Initial COM position (taking $m$ at origin):
$$x_{cm} = \frac{m(0) + 2m(d)}{m + 2m} = \frac{2d}{3}$$Since COM doesn’t move, collision occurs at $\boxed{x = \frac{2d}{3}}$ from mass $m$.
Alternative insight: Distance traveled is inversely proportional to mass.
- Mass $m$ travels: $\frac{2d}{3}$
- Mass $2m$ travels: $\frac{d}{3}$
- Ratio: $2:1$ (inverse of mass ratio)
Real-World Applications
Rocket Propulsion: Fuel ejection doesn’t change rocket’s COM momentum in absence of external forces
High Jump: Athletes arch their backs - body passes over bar but COM can pass under it!
Stability: Lower COM → more stable (race cars, SUVs)
Spacecraft Orientation: Astronauts use conservation of angular momentum about COM
Ballet Pirouettes: Dancer spins around COM by redistributing mass
Quick Revision Box
| Situation | Formula/Approach | Key Point |
|---|---|---|
| Two particles | $x_{cm} = \frac{m_1x_1 + m_2x_2}{m_1 + m_2}$ | Closer to heavier mass |
| Symmetric body | Use symmetry | COM at geometric center |
| COM velocity | $\vec{v}_{cm} = \frac{\vec{p}_{total}}{M}$ | Total momentum / total mass |
| COM acceleration | $\vec{a}_{cm} = \frac{\vec{F}_{ext}}{M}$ | Only external forces matter |
| Explosion | COM continues original path | Internal forces cancel |
| No external force | $\vec{v}_{cm}$ = constant | Momentum conservation |
Practice Problems
Foundation Level
Three particles of masses 1 kg, 2 kg, and 3 kg are at positions (1, 2), (3, 1), and (2, 4) meters. Find the COM.
A uniform rod of length 2 m is cut into two pieces of lengths 0.5 m and 1.5 m. Find the shift in COM.
Find the COM of a uniform semicircular disc of radius 10 cm from its center.
JEE Main Level
A man of mass 60 kg stands on one end of a 140 kg boat of length 4 m. He walks to the other end. How far does the boat move? (Water is frictionless)
A shell explodes at the highest point of its trajectory into two equal fragments. One fragment has velocity 3 times the velocity at highest point in the forward direction. Find the velocity of the other fragment.
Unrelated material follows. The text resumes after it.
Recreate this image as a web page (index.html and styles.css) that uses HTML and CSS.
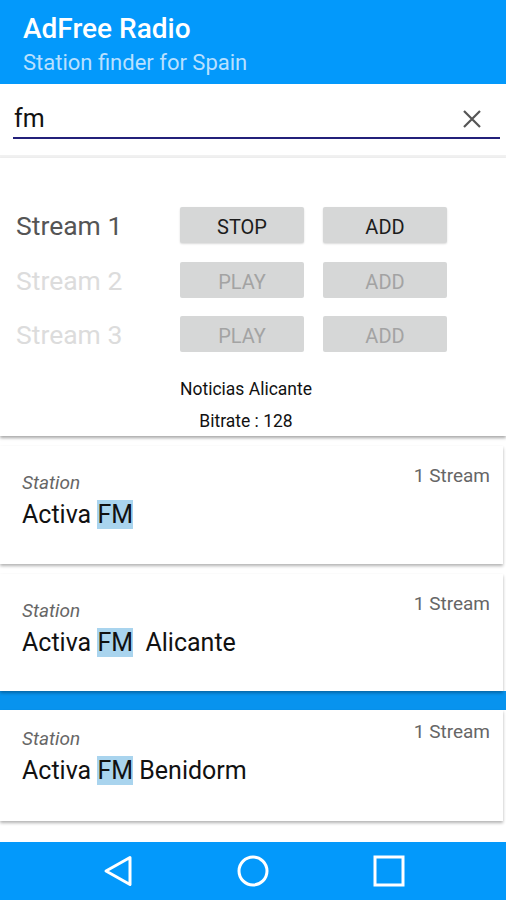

Four particles each of mass $m$ are placed at the corners of a square of side $a$. Find the COM when one corner mass is removed.
JEE Advanced Level
A uniform chain of mass $M$ and length $L$ is held vertically with its lower end just touching a horizontal table. It is released. What is the force on the table when a length $x$ has fallen?
Two particles of masses $m_1$ and $m_2$ start moving towards each other from rest due to mutual attraction. Find the position where they collide if initially separated by distance $d$.
A disc of radius $R$ has a circular hole of radius $R/2$ cut from it. The center of hole is at distance $R/2$ from center of disc. Find the COM of the remaining portion.
Connection to Other Topics
Prerequisites you should know:
- Vectors and Components - For 2D/3D COM calculations
- Newton’s Laws - For understanding forces on systems
What’s next:
- Moment of Inertia - Rotational analog of mass
- Linear Momentum - COM velocity relates to total momentum
- Collisions - COM analysis simplifies collision problems
Cross-chapter links:
- Projectile Motion - COM follows parabolic path
- Conservation of Energy - COM motion and energy
Teacher’s Summary
Centre of Mass is the weighted average position of all mass in a system - like averaging test scores!
Only external forces change COM motion - internal forces (explosions, muscle movements) don’t affect it
For symmetric bodies, use symmetry to instantly locate COM - saves 2-3 minutes in exam!
In JEE, look for:
- Explosion problems → COM continues original path
- Frictionless surface → COM can’t move if no external force
- Man-boat problems → use COM conservation
Memory aid: “COM behaves as if all mass is concentrated there” - makes complex systems simple!
“The centre of mass is nature’s way of simplifying chaos into elegant simplicity.”
Master this, and you’ve unlocked 3-4 guaranteed marks in JEE. More importantly, you’ll see why Thor’s hammer spins so beautifully - physics, not magic!